When women are part of shaping laws, communities, and policies, decisions become more balanced and thoughtful. Countries with more women in government often have stronger protections for children and better educational systems. Without their voices, important issues like safety, education, and health are often ignored or handled poorly.
Empowering women ensures that every individual has a chance to influence the future, not just those who have traditionally held power.
But empowerment isn’t only about education and economics; it is also about dignity, safety, and the freedom to choose. Millions of women face violence, harassment, and discrimination simply for existing in public spaces. In some cultures, women are taught to shrink themselves, to speak softly, to lower their eyes, to carry fear as part of their identity.

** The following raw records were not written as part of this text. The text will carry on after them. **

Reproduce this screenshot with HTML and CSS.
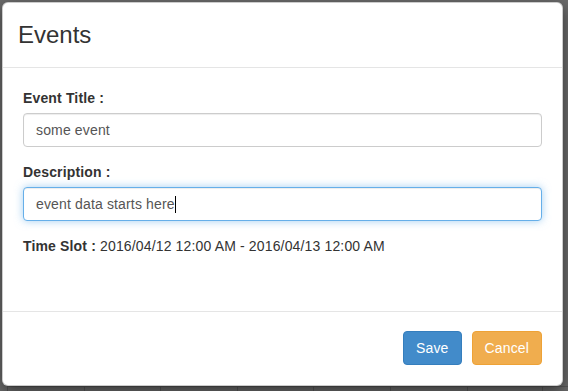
FILE: index.html
```html
<!DOCTYPE html>
<html lang="en">
<head>
<meta charset="UTF-8">
<title>Events</title>
<meta name="viewport" content="width=device-width,initial-scale=1.0">
<link rel="stylesheet" href="styles.css">
</head>
<body>
<div class="modal-content">
  <div class="modal-header">
    <h4 class="modal-title">Events</h4>
  </div>

  <div class="modal-body">
    <div class="form-group">
      <label for="eventTitle">Event Title :</label>
      <input id="eventTitle" class="form-control" type="text" value="some event">
    </div>

    <div class="form-group">
      <label>Description :</label>
      <div class="form-control focused">event data starts here<span class="caret"></span></div>
    </div>

    <div class="time-slot"><b>Time Slot :</b> 2016/04/12 12:00 AM - 2016/04/13 12:00 AM</div>
  </div>

  <div class="modal-footer">
    <button class="btn btn-primary">Save</button>
    <button class="btn btn-warning">Cancel</button>
  </div>
</div>

<div class="cal-row">
  <div></div><div></div><div></div><div></div><div></div><div></div><div></div>
</div>
</body>
</html>
```

FILE: styles.css
```css
*{box-sizing:border-box}
html,body{overflow:hidden}
body{
  margin:0;background:#6b6b6b;color:#333;
  font-family:"Liberation Sans",Arial,Helvetica,sans-serif;font-size:14px;line-height:20px;
  letter-spacing:.15px
}
.modal-content{
  width:561px;margin:2px 0 0 2px;background:#fff;
  border:1px solid rgba(0,0,0,.2);border-radius:6px;
  box-shadow:0 5px 15px rgba(0,0,0,.5);position:relative;z-index:1
}
.modal-header{padding:15px;border-bottom:1px solid #e5e5e5}
.modal-title{margin:0;font-size:24px;line-height:34px;font-weight:400;color:#333;letter-spacing:0}
.modal-body{padding:20px 20px 55px}
.form-group{margin-bottom:15px}
label{display:block;margin-bottom:5px;font-weight:700}
.form-control{
  display:block;width:100%;height:34px;padding:6px 12px;
  font:inherit;letter-spacing:inherit;color:#555;background:#fff;
  border:1px solid #ccc;border-radius:4px;
  box-shadow:inset 0 1px 1px rgba(0,0,0,.075)
}
.form-control.focused{
  border-color:#66afe9;
  box-shadow:inset 0 1px 1px rgba(0,0,0,.075),0 0 8px rgba(102,175,233,.6)
}
.caret{display:inline-block;width:1px;height:17px;background:#000;vertical-align:-4px}
.time-slot{color:#333}
.modal-footer{
  display:flex;justify-content:flex-end;gap:10px;
  padding:19px 20px 20px;border-top:1px solid #e5e5e5
}
.btn{
  height:34px;padding:6px 12px;font:inherit;letter-spacing:inherit;color:#fff;
  border:1px solid transparent;border-radius:4px;cursor:pointer
}
.btn-primary{background:#428bca;border-color:#357ebd}
.btn-warning{background:#f0ad4e;border-color:#eea236}
.cal-row{
  display:grid;grid-template-columns:repeat(7,76.6px);
  margin-left:7px;height:5px;border-top:1px solid #575757
}
.cal-row div{border-left:1px solid #575757}
.cal-row div:last-child{border-right:1px solid #575757}
```
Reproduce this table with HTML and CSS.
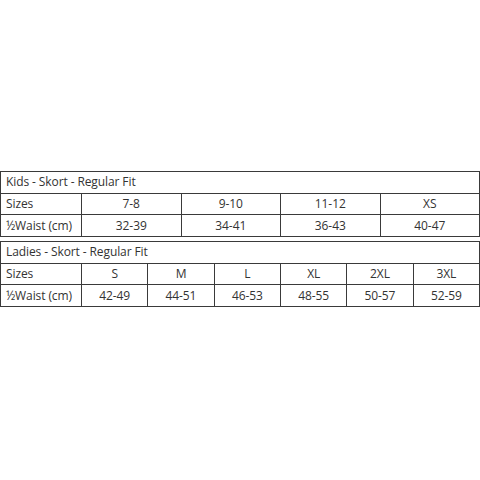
FILE: index.html
```
<!DOCTYPE html>
<html>
<head>
<meta charset="utf-8">
<link rel="stylesheet" href="styles.css">
</head>
<body>
<div class="page">
  <table class="chart">
    <colgroup><col class="label-col"><col><col><col><col></colgroup>
    <tr><td class="title" colspan="5">Kids - Skort - Regular Fit</td></tr>
    <tr><td class="label">Sizes</td><td>7-8</td><td>9-10</td><td>11-12</td><td>XS</td></tr>
    <tr><td class="label">½Waist (cm)</td><td>32-39</td><td>34-41</td><td>36-43</td><td>40-47</td></tr>
  </table>
  <table class="chart">
    <colgroup><col class="label-col"><col><col><col><col><col><col></colgroup>
    <tr><td class="title" colspan="7">Ladies - Skort - Regular Fit</td></tr>
    <tr><td class="label">Sizes</td><td>S</td><td>M</td><td>L</td><td>XL</td><td>2XL</td><td>3XL</td></tr>
    <tr><td class="label">½Waist (cm)</td><td>42-49</td><td>44-51</td><td>46-53</td><td>48-55</td><td>50-57</td><td>52-59</td></tr>
  </table>
</div>
</body>
</html>
```
FILE: styles.css
```
html, body {
  margin: 0;
  padding: 0;
  background: #fff;
}
.page {
  width: 480px;
  height: 480px;
  padding-top: 171px;
  box-sizing: border-box;
  display: flex;
  flex-direction: column;
  gap: 4px;
  font-family: "Open Sans", "Noto Sans", sans-serif;
  font-size: 12px;
  letter-spacing: -0.1px;
  color: #333;
}
.chart {
  width: 480px;
  border-collapse: collapse;
  table-layout: fixed;
}
.label-col {
  width: 81px;
}
.chart tr {
  height: 21.7px;
}
.chart td {
  border: 1.5px solid #3a3a3a;
  padding: 0;
  text-align: center;
  line-height: 18px;
  white-space: nowrap;
}
.chart td.title,
.chart td.label {
  text-align: left;
  padding-left: 5px;
}
```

Imagine the weight of living like that. Empowerment means breaking these invisible chains. It means teaching girls that their worth is not measured by obedience or silence, but by their courage, ambition, and humanity. When women feel safe and respected, societies become kinder, more just, and more compassionate. Their perspectives bring balance and empathy to decision-making processes that shape the future.
Empowering women matters because without it, the world will never move forward. When women are silenced, a country loses half of its strength, half of its ideas, and half of its future. We see this clearly in Afghanistan, where girls with dreams as big as the sky are kept from school, not because they lack talent, but because they lack the freedom to use it. Yet even when their classrooms are taken away, their hope never disappears.
Afghan girls continue to believe in a future where they can study, choose, and become whoever they want to be. Their courage reminds us that empowerment doesn’t come from silence; it comes from raising our voices, standing together, and refusing to give up. When women rise, everyone rises.
And as long as there are girls fighting for their rights, we must stand beside them, speak for them, and make sure the world sees their worth. A society becomes stronger, kinder, and more just when every woman is allowed to live with dignity, opportunity, and dreams.
That is why we must keep pushing, keep speaking, and keep fighting for a world where every girl, no matter where she is born, can finally step into the life she deserves.
So lets always remember to give women their rights, speak up for them and stand with them. And please, lets not forget the brave girls in Afghanistan whose dreams are on pause, the girls who deserve the same freedom, the same voice, and the same chance to shine.